Thank you for sharing this, Lee! I think it’s great you’re showing how you don’t use AI, and it’s just as important as showing where you can.

So much about what we’re doing with AI right now is fluid, flexible. One day it perfectly solves the problem, the other day it doesn’t, and that’s because we’re always changing.

Lee Drozak's avatar

It’s hard enough to find the right place for AI because everyone is doing such cool stuff but not all of it fits my plan or season of life. Like all the technology before it, this is the discovery zone and it can be quite overwhelming.

Alyssa Fu Ward, PhD's avatar

Yeah discovery zone I like that! Your article here made me think about the different outcomes we get from using AI.

There’s the utility — I built something I use and it works for me.

But then there’s the discovery — I may actually use the thing, but I learned a lot along the way.

And then the next time you build something, that knowledge and experience will be there.

Maybe there’s also the pay it forward — when someone else wants to build a similar thing, you can share your experience. So even if you aren’t using it, it may be the thing that works for them.

Another thought I’m having — engineers spent years studying how to build, testing different scenarios, building things they’d throw away.

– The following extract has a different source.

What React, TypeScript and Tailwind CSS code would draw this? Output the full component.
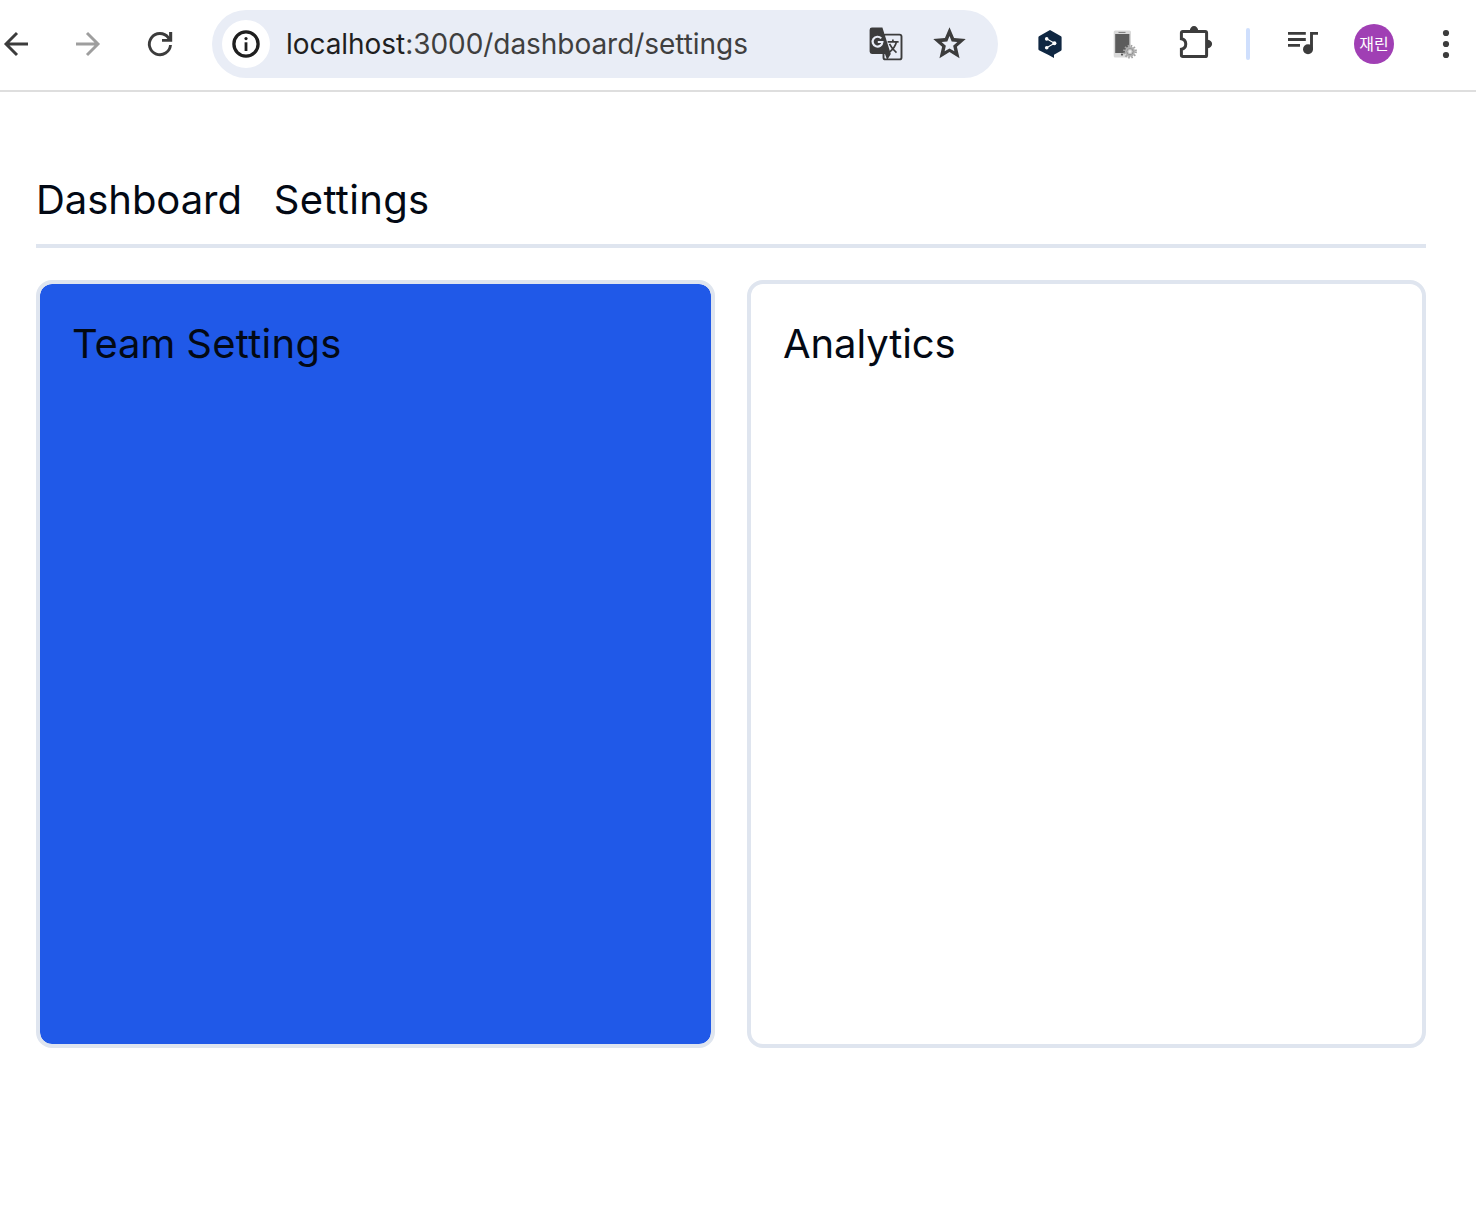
import type { ReactNode } from "react";

function Icon({ className = "", children }: { className?: string; children: ReactNode }) {
  return (
    <svg viewBox="0 0 32 32" fill="none" className={`size-8 shrink-0 overflow-visible ${className}`}>
      {children}
    </svg>
  );
}

function BackIcon() {
  return (
    <Icon className="text-[#3c3c3c]">
      <path d="M28 16H6M17 5L6 16l11 11" stroke="currentColor" strokeWidth="2.9" />
    </Icon>
  );
}

function ForwardIcon() {
  return (
    <Icon className="ml-10 text-[#9e9e9e]">
      <path d="M4 16h22M15 5l11 11-11 11" stroke="currentColor" strokeWidth="2.9" />
    </Icon>
  );
}

function ReloadIcon() {
  return (
    <Icon className="ml-10 text-[#3c3c3c]">
      <path d="M26.5 17A10.6 10.6 0 1 1 24.3 9.6L26 12" stroke="currentColor" strokeWidth="2.9" />
      <path d="M28.2 4v9.8H18v-2.9h5.2l1.9-2V4z" fill="currentColor" />
    </Icon>
  );
}

function InfoIcon() {
  return (
    <Icon className="text-[#1f1f1f]">
      <circle cx="16" cy="16" r="12.1" stroke="currentColor" strokeWidth="3.3" />
      <circle cx="16" cy="10.6" r="1.6" fill="currentColor" />
      <path d="M16 14.3V23" stroke="currentColor" strokeWidth="2.8" />
    </Icon>
  );
}

function TranslateIcon() {
  return (
    <Icon className="text-[#3c3c3c]">
      <rect x="13.5" y="6.6" width="18" height="24.8" rx="2" stroke="currentColor" strokeWidth="1.9" />
      <path d="M2-.5h10.4L20.8 26l-3.6 6L15 26H2a2.4 2.4 0 0 1-2.4-2.4V1.9A2.4 2.4 0 0 1 2-.5z" fill="currentColor" />
      <path d="M17.6 13.9h11M22.9 11.4v2.5M26.4 14c-1 4-3.3 7.2-6.6 9.8M19.5 15.8c1.8 3.6 4.2 6.6 7 8.8" stroke="currentColor" strokeWidth="1.7" />
      <path d="M11.2 10.4A4.9 4.9 0 1 0 12.4 14H7.8" stroke="#e9edf6" strokeWidth="2.2" />
    </Icon>
  );
}

function StarIcon() {
  return (
    <svg viewBox="0 0 24 24" className="-mr-[3px] -mt-px ml-7 size-[39px] shrink-0 text-[#3c3c3c]">
      <path
        fillRule="evenodd"
        fill="currentColor"
        d="M22 9.24l-7.19-.62L12 2 9.19 8.63 2 9.24l5.46 4.73L5.82 21 12 17.27 18.18 21l-1.63-7.03zM12 15l-3 1.75.75-3.4-2.6-2.3 3.5-.32L12 7.4l1.35 3.33 3.5.32-2.6 2.3.75 3.4z"
      />
    </svg>
  );
}

function HexagonShareIcon() {
  return (
    <Icon className="ml-9">
      <path d="M16 2l11 6.2q.6.4.6 1.2v12.2q0 .8-.6 1.2L20 26.8V30l-5.4-3-9.6-4.8q-.6-.4-.6-1.2V9.4q0-.8.6-1.2z" fill="#0f2742" />
      <path d="M12.6 10.8l7.9 4.4-7.9 4.6" stroke="#fff" strokeWidth="1.1" />
      <circle cx="12.7" cy="10.9" r="1.8" fill="#fff" />
      <circle cx="20.4" cy="15.2" r="2" fill="#fff" />
      <circle cx="12.7" cy="19.7" r="1.8" fill="#fff" />
    </Icon>
  );
}

function PhoneGearIcon() {
  return (
    <Icon className="ml-[42px]">
      <rect x="5.7" y="2.5" width="17.3" height="27" rx="1.5" fill="#d9d9d9" />
      <rect x="7.2" y="6" width="14.2" height="19" fill="#5c5c5c" />
      <path d="M10.5 4.4h7" stroke="#777" strokeWidth="1" />
      <circle cx="14" cy="26.6" r="1.1" fill="#555" />
      <circle cx="22" cy="23.6" r="5.7" stroke="#a3a3a3" strokeWidth="2.4" strokeDasharray="1.5 1.49" />
      <circle cx="22" cy="23.6" r="5" fill="#b0b0b0" />
      <circle cx="22" cy="23.6" r="3.1" fill="#c9c9c9" stroke="#8d8d8d" strokeWidth="0.9" />
      <circle cx="22" cy="23.6" r="1.3" fill="#eee" />
    </Icon>
  );
}

function PuzzleIcon() {
  return (
    <Icon className="ml-10 text-[#3c3c3c]">
      <path
        d="M2.8 3.4H25.2Q26.6 3.4 26.6 4.8V27.2Q26.6 28.6 25.2 28.6H2.8Q1.4 28.6 1.4 27.2V21.3A5.4 5.4 0 0 0 1.4 10.7V4.8Q1.4 3.4 2.8 3.4z"
        stroke="currentColor"
        strokeWidth="3"
      />
      <path d="M9.8 3a4.2 4.9 0 0 1 8.4 0zM27.2 11.8a4.9 4.2 0 0 1 0 8.4z" fill="currentColor" />
    </Icon>
  );
}

function QueueIcon() {
  return (
    <Icon className="ml-[37px] text-[#3c3c3c]">
      <path d="M1 5.4h17.8M1 11.5h17.8M1 17.4h12" stroke="currentColor" strokeWidth="2.8" />
      <path d="M24.5 21.5V5.4H31" stroke="currentColor" strokeWidth="2.9" />
      <circle cx="21" cy="21.2" r="5" fill="currentColor" />
    </Icon>
  );
}

function MenuIcon() {
  return (
    <Icon className="ml-9 text-[#3c3c3c]">
      <circle cx="16" cy="5" r="3.1" fill="currentColor" />
      <circle cx="16" cy="16" r="3.1" fill="currentColor" />
      <circle cx="16" cy="27" r="3.1" fill="currentColor" />
    </Icon>
  );
}

function Toolbar() {
  return (
    <header className="flex h-[92px] items-center border-b-2 border-[#dedede] pb-0.5">
      <BackIcon />
      <ForwardIcon />
      <ReloadIcon />
      <div className="ml-9 flex h-[68px] w-[786px] shrink-0 items-center rounded-full bg-[#e9edf6] pl-2.5 pr-8">
        <div className="flex size-12 shrink-0 items-center justify-center rounded-full bg-white">
          <InfoIcon />
        </div>
        <span className="ml-4 grow whitespace-nowrap text-[28px] leading-9 tracking-[-0.05px] text-[#3f3f3f]">
          <span className="text-[#1f1f1f]">localhost</span>:3000/dashboard/settings
        </span>
        <TranslateIcon />
        <StarIcon />
      </div>
      <HexagonShareIcon />
      <PhoneGearIcon />
      <PuzzleIcon />
      <div className="ml-[34px] h-8 w-1 shrink-0 rounded-full bg-[#cfdffd]" />
      <QueueIcon />
      <div className="ml-[35px] flex size-10 shrink-0 items-center justify-center rounded-full bg-[#a03fb4] pb-0.5 font-['Noto_Sans_CJK_KR',sans-serif] text-[16px] leading-none text-white">
        재린
      </div>
      <MenuIcon />
    </header>
  );
}

export default function App() {
  return (
    <div className="min-h-screen bg-white font-['Inter',sans-serif] text-[#030914]">
      <Toolbar />
      <main className="pl-9 pr-[50px] pt-20 text-[40px] leading-[56px]">
        <nav className="flex gap-8 border-b-4 border-[#dfe5ef] pb-4">
          <a className="tracking-[-0.05px]">Dashboard</a>
          <a className="tracking-[0.3px]">Settings</a>
        </nav>
        <div className="mt-8 grid h-[768px] grid-cols-2 gap-8">
          <section className="rounded-2xl border-4 border-[#dfe5ef] bg-[#2059e8] bg-clip-padding p-8">
            <span className="tracking-[-0.2px]">Team </span>
            <span className="tracking-[0.3px]">Settings</span>
          </section>
          <section className="rounded-2xl border-4 border-[#dfe5ef] p-8 tracking-[-0.1px]">Analytics</section>
        </div>
      </main>
    </div>
  );
}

We’re all giving ourselves a crash course but we’re expecting everything we make to be exactly what we need it to be, and I don’t think it has to be that way.

That’s all to say, it makes complete sense why it feels overwhelming, and I appreciate that you are sharing it with us so we can all learn alongside each other on this!

Lee Drozak's avatar

AI thinks AI found my next article subject to continue to build on this

Karo (Product with Attitude)'s avatar

Very important points, Lee. AI isn’t always the answer to every problem, and neither is building everything from scratch ourselves.